When the adult narrator returns to her childhood home after a long absence she now recognizes the disordered signs of dementia in her mother’s lack of housekeeping. She says: “those first moments in the home of someone who has begun to lose her mind are eerie enough to raise the hair on your arms.” Her mother once kept an immaculate house while tending and feeding eight children, but now the narrator notices startling changes. She inhales the smell of cockroach excrement and realizes the oriental rug “felt waxy underfoot, as if coated with grease.” The kitchen overflows with junk foods and nearly raw lemon bars her mother attempted to bake. The narrator notices odd sounds: her mother obsessively rubbing surfaces, faucets dripping, “a quavering hum.” All of these sense details worry the narrator. She tries to reassure herself that her mother’s faculties may still be intact as she watches her read a book, until she notices that the book is upside down. These cumulative details force the daughter to recognize the disintegration of her mother’s mind.

Toward the end of the essay, the narrator wonders if she too will inherit dementia.
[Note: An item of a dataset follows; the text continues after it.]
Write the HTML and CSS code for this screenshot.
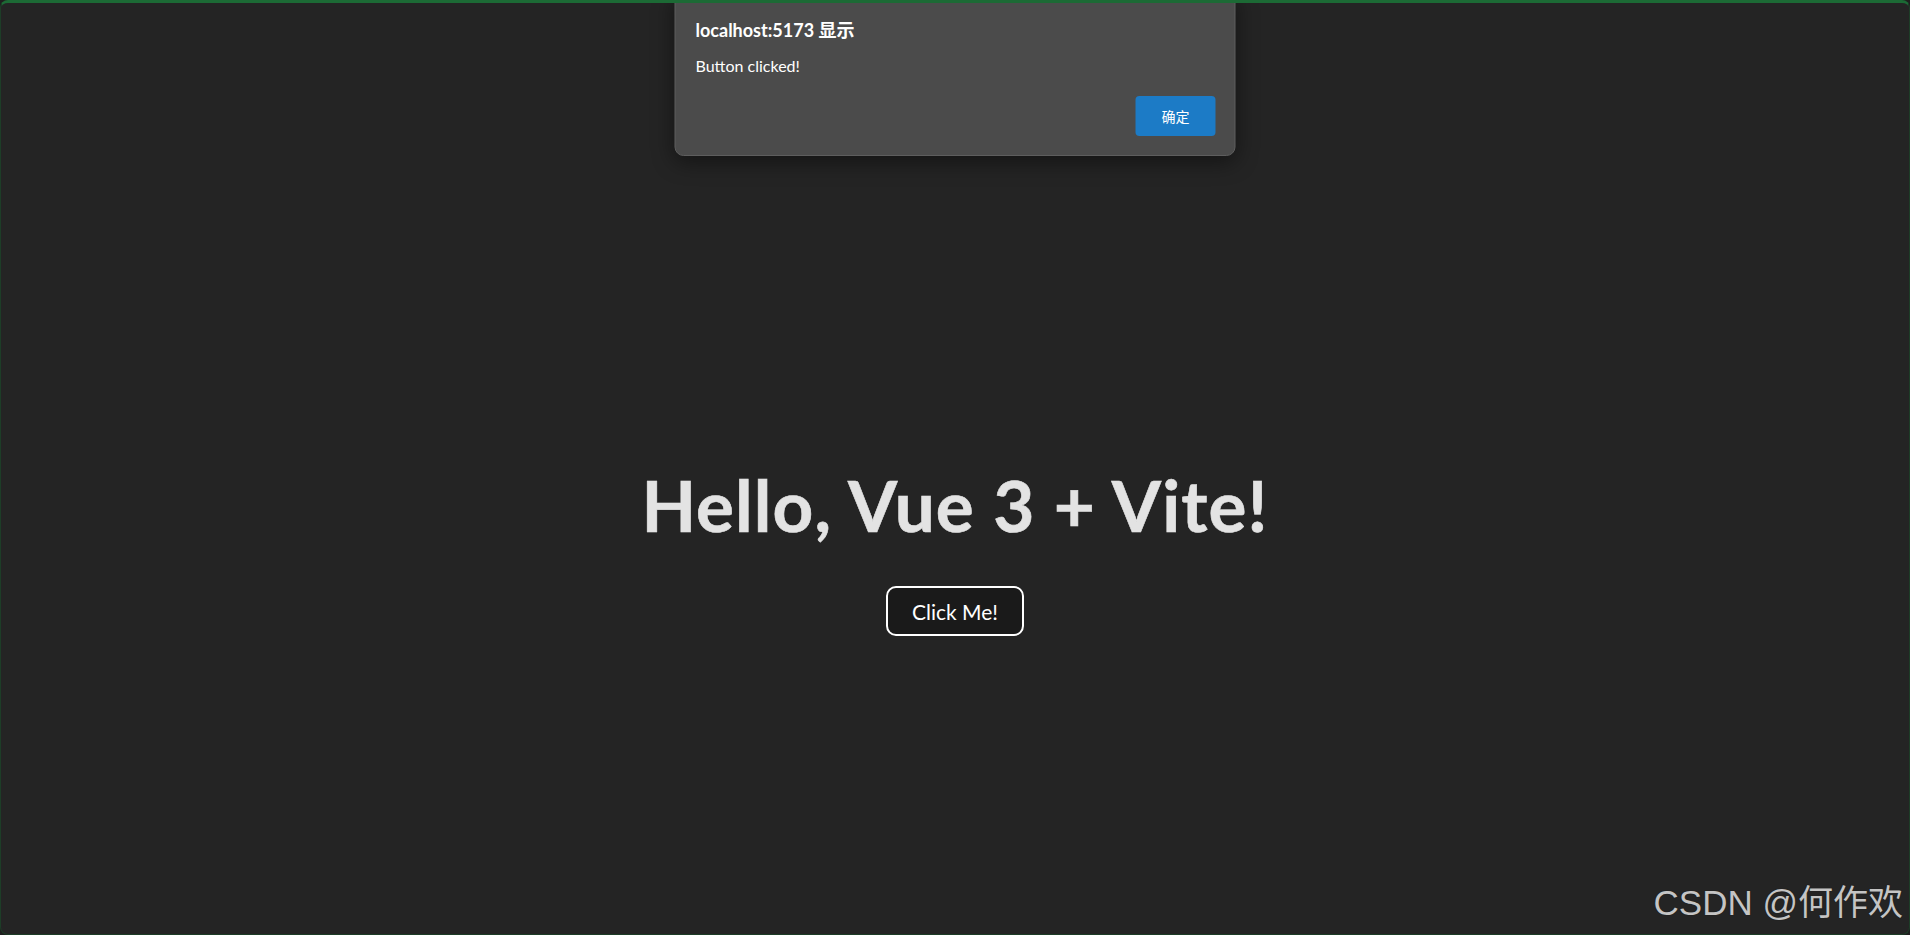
FILE: index.html
```html
<!DOCTYPE html>
<html lang="en">
<head>
  <meta charset="UTF-8" />
  <meta name="viewport" content="width=device-width, initial-scale=1.0"/>
  <title>Vite + Vue</title>
  <link rel="stylesheet" href="styles.css">
</head>
<body>

  <div class="window">
    <div id="app">
      <h1>Hello, Vue 3 + Vite!</h1>
      <button class="click-btn" id="clickBtn">Click Me!</button>
    </div>

    <!-- alert dialog -->
    <div class="dialog">
      <div class="dialog-title">localhost:5173 显示</div>
      <div class="dialog-msg">Button clicked!</div>
      <div class="dialog-actions">
        <button class="ok-btn">确定</button>
      </div>
    </div>

    <div class="watermark">CSDN @何作欢</div>
  </div>

</body>
</html>
```

FILE: styles.css
```css
html, body {
  margin: 0;
  padding: 0;
  height: 100%;
  background-color: #1f1f1f;
}

body {
  font-family: Lato, "Noto Sans CJK SC", sans-serif;
  color: rgba(255, 255, 255, 0.87);
}

.window {
  position: relative;
  height: 935px;
  box-sizing: border-box;
  background-color: #242424;
  border: 1px solid #1d3d27;
  border-top: 3px solid #1c6a35;
  border-radius: 8px;
  overflow: hidden;
}

#app {
  padding-top: 463px;
  text-align: center;
}

h1 {
  margin: 0 0 43px;
  font-size: 71px;
  line-height: 77px;
  font-weight: 700;
  letter-spacing: 1.1px;
  color: #e3e3e3;
  -webkit-text-stroke: 0.6px #e3e3e3;
}

.click-btn {
  width: 138px;
  height: 50px;
  font-family: Lato, sans-serif;
  font-size: 21px;
  color: #fff;
  background-color: #1a1a1a;
  border: 2px solid #fff;
  border-radius: 10px;
  cursor: pointer;
}

/* Dialog */
.dialog {
  position: absolute;
  top: -13px;
  left: 50%;
  transform: translateX(-50%);
  width: 561px;
  box-sizing: border-box;
  padding: 28px 19px 19px 20px;
  background-color: #4b4b4b;
  border: 1px solid #5e5e5e;
  border-radius: 9px;
  box-shadow: 0 6px 22px rgba(0, 0, 0, 0.45);
  color: #fff;
}

.dialog-title {
  font-size: 18px;
  font-weight: 700;
  line-height: 22px;
}

.dialog-msg {
  margin-top: 14px;
  font-size: 16px;
  line-height: 21px;
}

.dialog-actions {
  display: flex;
  justify-content: flex-end;
  margin-top: 20px;
}

.ok-btn {
  width: 80px;
  height: 40px;
  font-family: "Noto Sans CJK SC", sans-serif;
  font-size: 14px;
  color: #fff;
  background-color: #1c7bc6;
  border: none;
  border-radius: 4px;
}

.watermark {
  position: absolute;
  right: 6px;
  bottom: 9px;
  font-family: "Liberation Sans", "Noto Sans CJK SC", sans-serif;
  font-size: 35px;
  color: #c4c4c4;
  text-shadow: 0 0 1px rgba(0, 0, 0, 0.5);
}
```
She worries about forgetfulness. When her cat gets fleas, the narrator addresses this infestation, determined not to let the fleas get the better of her household, because infestation has become equated with dementia for her. She vacuums obsessively, even though her husband and daughter don’t believe the house still has fleas. And she wonders if this insistent cleaning, this fear of infestation, is a sign of her mental health or a sign that she, too, is now losing her mind?

Shaw’s and Winnecour’s moving pieces remind readers that carefully observed and interpreted setting can be a craft tool for capturing inner states difficult to describe.

Rachel Stein is a professor of English and of Women, Gender and Sexuality Studies at Siena College. She is the author of Shifting the Ground: American Women Writers’ Revisions of Nature, Gender and Race and the editor of two essay collections on environmental justice, gender, and sexuality. She has read several of her memoir essays on National Public Radio’s “Fifty-One Percent.”